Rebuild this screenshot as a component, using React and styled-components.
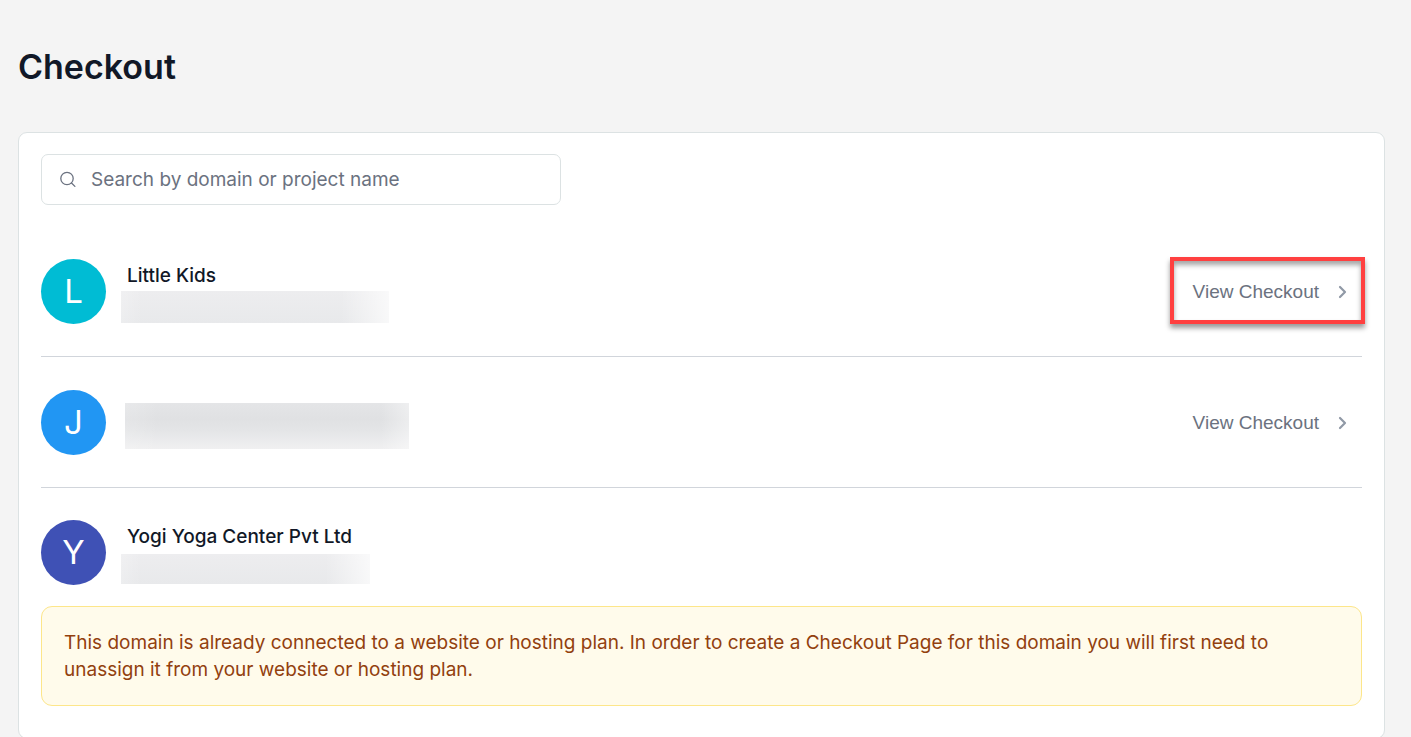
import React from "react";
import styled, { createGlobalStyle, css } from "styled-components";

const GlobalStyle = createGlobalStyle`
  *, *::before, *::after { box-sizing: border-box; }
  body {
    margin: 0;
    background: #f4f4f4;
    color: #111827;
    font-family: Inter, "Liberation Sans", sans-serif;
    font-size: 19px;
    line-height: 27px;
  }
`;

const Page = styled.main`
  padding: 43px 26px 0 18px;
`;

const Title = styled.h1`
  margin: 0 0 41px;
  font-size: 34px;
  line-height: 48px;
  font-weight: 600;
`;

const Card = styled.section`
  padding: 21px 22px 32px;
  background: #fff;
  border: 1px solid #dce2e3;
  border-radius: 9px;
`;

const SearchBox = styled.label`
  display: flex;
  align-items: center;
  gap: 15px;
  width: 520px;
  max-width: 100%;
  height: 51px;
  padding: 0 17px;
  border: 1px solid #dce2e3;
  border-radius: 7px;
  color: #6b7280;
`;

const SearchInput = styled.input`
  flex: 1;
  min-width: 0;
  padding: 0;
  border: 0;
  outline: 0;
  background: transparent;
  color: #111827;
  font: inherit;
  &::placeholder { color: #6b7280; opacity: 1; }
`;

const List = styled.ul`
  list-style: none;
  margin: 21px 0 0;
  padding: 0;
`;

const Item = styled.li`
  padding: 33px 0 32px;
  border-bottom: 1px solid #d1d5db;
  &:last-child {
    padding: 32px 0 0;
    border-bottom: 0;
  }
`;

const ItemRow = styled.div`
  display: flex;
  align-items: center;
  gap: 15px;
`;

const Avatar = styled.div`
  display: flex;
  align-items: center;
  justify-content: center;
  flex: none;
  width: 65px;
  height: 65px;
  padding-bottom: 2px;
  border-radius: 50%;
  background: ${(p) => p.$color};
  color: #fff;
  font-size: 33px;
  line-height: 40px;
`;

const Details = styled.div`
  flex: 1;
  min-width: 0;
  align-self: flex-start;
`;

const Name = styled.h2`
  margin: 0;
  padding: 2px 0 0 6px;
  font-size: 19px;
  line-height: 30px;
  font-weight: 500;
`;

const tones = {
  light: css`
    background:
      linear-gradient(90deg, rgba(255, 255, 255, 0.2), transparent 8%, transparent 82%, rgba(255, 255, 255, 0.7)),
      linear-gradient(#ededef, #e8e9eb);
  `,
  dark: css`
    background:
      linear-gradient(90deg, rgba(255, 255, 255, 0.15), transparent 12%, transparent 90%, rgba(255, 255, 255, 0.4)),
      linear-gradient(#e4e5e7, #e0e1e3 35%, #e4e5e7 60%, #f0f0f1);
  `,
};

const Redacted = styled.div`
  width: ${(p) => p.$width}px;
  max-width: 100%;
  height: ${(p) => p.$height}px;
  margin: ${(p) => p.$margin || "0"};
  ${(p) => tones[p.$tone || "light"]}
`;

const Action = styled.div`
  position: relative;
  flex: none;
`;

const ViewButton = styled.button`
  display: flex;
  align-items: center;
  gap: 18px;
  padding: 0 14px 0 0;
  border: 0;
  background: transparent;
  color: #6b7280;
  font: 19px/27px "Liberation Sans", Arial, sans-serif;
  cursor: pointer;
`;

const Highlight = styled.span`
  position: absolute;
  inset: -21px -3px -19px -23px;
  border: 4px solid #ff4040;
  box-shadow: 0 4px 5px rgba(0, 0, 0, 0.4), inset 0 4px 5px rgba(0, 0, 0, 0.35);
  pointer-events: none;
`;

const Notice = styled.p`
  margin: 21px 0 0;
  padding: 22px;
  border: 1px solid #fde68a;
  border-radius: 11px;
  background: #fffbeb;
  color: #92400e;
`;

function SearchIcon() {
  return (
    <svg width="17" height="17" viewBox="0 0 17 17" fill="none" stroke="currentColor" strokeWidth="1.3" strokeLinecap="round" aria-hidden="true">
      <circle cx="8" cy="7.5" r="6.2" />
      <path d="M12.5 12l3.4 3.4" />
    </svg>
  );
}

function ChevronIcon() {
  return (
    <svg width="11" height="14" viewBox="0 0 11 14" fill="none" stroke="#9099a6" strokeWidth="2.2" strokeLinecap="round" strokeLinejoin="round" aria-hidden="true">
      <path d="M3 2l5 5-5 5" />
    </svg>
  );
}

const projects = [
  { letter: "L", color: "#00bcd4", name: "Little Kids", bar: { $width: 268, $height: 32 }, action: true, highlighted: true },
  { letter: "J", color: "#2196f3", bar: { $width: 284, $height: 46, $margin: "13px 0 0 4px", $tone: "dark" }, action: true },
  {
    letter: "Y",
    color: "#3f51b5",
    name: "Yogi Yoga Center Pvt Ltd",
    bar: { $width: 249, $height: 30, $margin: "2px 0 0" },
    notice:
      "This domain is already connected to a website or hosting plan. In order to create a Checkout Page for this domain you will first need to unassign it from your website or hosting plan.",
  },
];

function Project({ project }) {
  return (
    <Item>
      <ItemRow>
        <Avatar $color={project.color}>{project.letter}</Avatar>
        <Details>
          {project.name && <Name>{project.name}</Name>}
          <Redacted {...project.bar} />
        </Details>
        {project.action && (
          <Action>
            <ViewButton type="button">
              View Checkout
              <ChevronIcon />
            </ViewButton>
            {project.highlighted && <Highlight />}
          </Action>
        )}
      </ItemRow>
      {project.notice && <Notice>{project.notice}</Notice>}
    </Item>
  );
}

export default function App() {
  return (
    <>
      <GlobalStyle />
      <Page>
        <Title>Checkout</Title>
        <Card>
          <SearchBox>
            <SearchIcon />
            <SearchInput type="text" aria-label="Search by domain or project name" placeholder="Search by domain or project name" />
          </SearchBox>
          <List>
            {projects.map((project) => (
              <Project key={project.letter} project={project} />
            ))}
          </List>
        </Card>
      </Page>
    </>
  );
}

□ □ □ □ □ □ □

▸ **Brief**
Transcribe the listing above verbatim. Omit the pictures.

▸ **Solution below**
Rebuild this screenshot as a component, using React and styled-components.
import React from "react";
import styled, { createGlobalStyle, css } from "styled-components";

const GlobalStyle = createGlobalStyle`
  *, *::before, *::after { box-sizing: border-box; }
  body {
    margin: 0;
    background: #f4f4f4;
    color: #111827;
    font-family: Inter, "Liberation Sans", sans-serif;
    font-size: 19px;
    line-height: 27px;
  }
`;

const Page = styled.main`
  padding: 43px 26px 0 18px;
`;

const Title = styled.h1`
  margin: 0 0 41px;
  font-size: 34px;
  line-height: 48px;
  font-weight: 600;
`;

const Card = styled.section`
  padding: 21px 22px 32px;
  background: #fff;
  border: 1px solid #dce2e3;
  border-radius: 9px;
`;

const SearchBox = styled.label`
  display: flex;
  align-items: center;
  gap: 15px;
  width: 520px;
  max-width: 100%;
  height: 51px;
  padding: 0 17px;
  border: 1px solid #dce2e3;
  border-radius: 7px;
  color: #6b7280;
`;

const SearchInput = styled.input`
  flex: 1;
  min-width: 0;
  padding: 0;
  border: 0;
  outline: 0;
  background: transparent;
  color: #111827;
  font: inherit;
  &::placeholder { color: #6b7280; opacity: 1; }
`;

const List = styled.ul`
  list-style: none;
  margin: 21px 0 0;
  padding: 0;
`;

const Item = styled.li`
  padding: 33px 0 32px;
  border-bottom: 1px solid #d1d5db;
  &:last-child {
    padding: 32px 0 0;
    border-bottom: 0;
  }
`;

const ItemRow = styled.div`
  display: flex;
  align-items: center;
  gap: 15px;
`;

const Avatar = styled.div`
  display: flex;
  align-items: center;
  justify-content: center;
  flex: none;
  width: 65px;
  height: 65px;
  padding-bottom: 2px;
  border-radius: 50%;
  background: ${(p) => p.$color};
  color: #fff;
  font-size: 33px;
  line-height: 40px;
`;

const Details = styled.div`
  flex: 1;
  min-width: 0;
  align-self: flex-start;
`;

const Name = styled.h2`
  margin: 0;
  padding: 2px 0 0 6px;
  font-size: 19px;
  line-height: 30px;
  font-weight: 500;
`;

const tones = {
  light: css`
    background:
      linear-gradient(90deg, rgba(255, 255, 255, 0.2), transparent 8%, transparent 82%, rgba(255, 255, 255, 0.7)),
      linear-gradient(#ededef, #e8e9eb);
  `,
  dark: css`
    background:
      linear-gradient(90deg, rgba(255, 255, 255, 0.15), transparent 12%, transparent 90%, rgba(255, 255, 255, 0.4)),
      linear-gradient(#e4e5e7, #e0e1e3 35%, #e4e5e7 60%, #f0f0f1);
  `,
};

const Redacted = styled.div`
  width: ${(p) => p.$width}px;
  max-width: 100%;
  height: ${(p) => p.$height}px;
  margin: ${(p) => p.$margin || "0"};
  ${(p) => tones[p.$tone || "light"]}
`;

const Action = styled.div`
  position: relative;
  flex: none;
`;

const ViewButton = styled.button`
  display: flex;
  align-items: center;
  gap: 18px;
  padding: 0 14px 0 0;
  border: 0;
  background: transparent;
  color: #6b7280;
  font: 19px/27px "Liberation Sans", Arial, sans-serif;
  cursor: pointer;
`;

const Highlight = styled.span`
  position: absolute;
  inset: -21px -3px -19px -23px;
  border: 4px solid #ff4040;
  box-shadow: 0 4px 5px rgba(0, 0, 0, 0.4), inset 0 4px 5px rgba(0, 0, 0, 0.35);
  pointer-events: none;
`;

const Notice = styled.p`
  margin: 21px 0 0;
  padding: 22px;
  border: 1px solid #fde68a;
  border-radius: 11px;
  background: #fffbeb;
  color: #92400e;
`;

function SearchIcon() {
  return (
    <svg width="17" height="17" viewBox="0 0 17 17" fill="none" stroke="currentColor" strokeWidth="1.3" strokeLinecap="round" aria-hidden="true">
      <circle cx="8" cy="7.5" r="6.2" />
      <path d="M12.5 12l3.4 3.4" />
    </svg>
  );
}

function ChevronIcon() {
  return (
    <svg width="11" height="14" viewBox="0 0 11 14" fill="none" stroke="#9099a6" strokeWidth="2.2" strokeLinecap="round" strokeLinejoin="round" aria-hidden="true">
      <path d="M3 2l5 5-5 5" />
    </svg>
  );
}

const projects = [
  { letter: "L", color: "#00bcd4", name: "Little Kids", bar: { $width: 268, $height: 32 }, action: true, highlighted: true },
  { letter: "J", color: "#2196f3", bar: { $width: 284, $height: 46, $margin: "13px 0 0 4px", $tone: "dark" }, action: true },
  {
    letter: "Y",
    color: "#3f51b5",
    name: "Yogi Yoga Center Pvt Ltd",
    bar: { $width: 249, $height: 30, $margin: "2px 0 0" },
    notice:
      "This domain is already connected to a website or hosting plan. In order to create a Checkout Page for this domain you will first need to unassign it from your website or hosting plan.",
  },
];

function Project({ project }) {
  return (
    <Item>
      <ItemRow>
        <Avatar $color={project.color}>{project.letter}</Avatar>
        <Details>
          {project.name && <Name>{project.name}</Name>}
          <Redacted {...project.bar} />
        </Details>
        {project.action && (
          <Action>
            <ViewButton type="button">
              View Checkout
              <ChevronIcon />
            </ViewButton>
            {project.highlighted && <Highlight />}
          </Action>
        )}
      </ItemRow>
      {project.notice && <Notice>{project.notice}</Notice>}
    </Item>
  );
}

export default function App() {
  return (
    <>
      <GlobalStyle />
      <Page>
        <Title>Checkout</Title>
        <Card>
          <SearchBox>
            <SearchIcon />
            <SearchInput type="text" aria-label="Search by domain or project name" placeholder="Search by domain or project name" />
          </SearchBox>
          <List>
            {projects.map((project) => (
              <Project key={project.letter} project={project} />
            ))}
          </List>
        </Card>
      </Page>
    </>
  );
}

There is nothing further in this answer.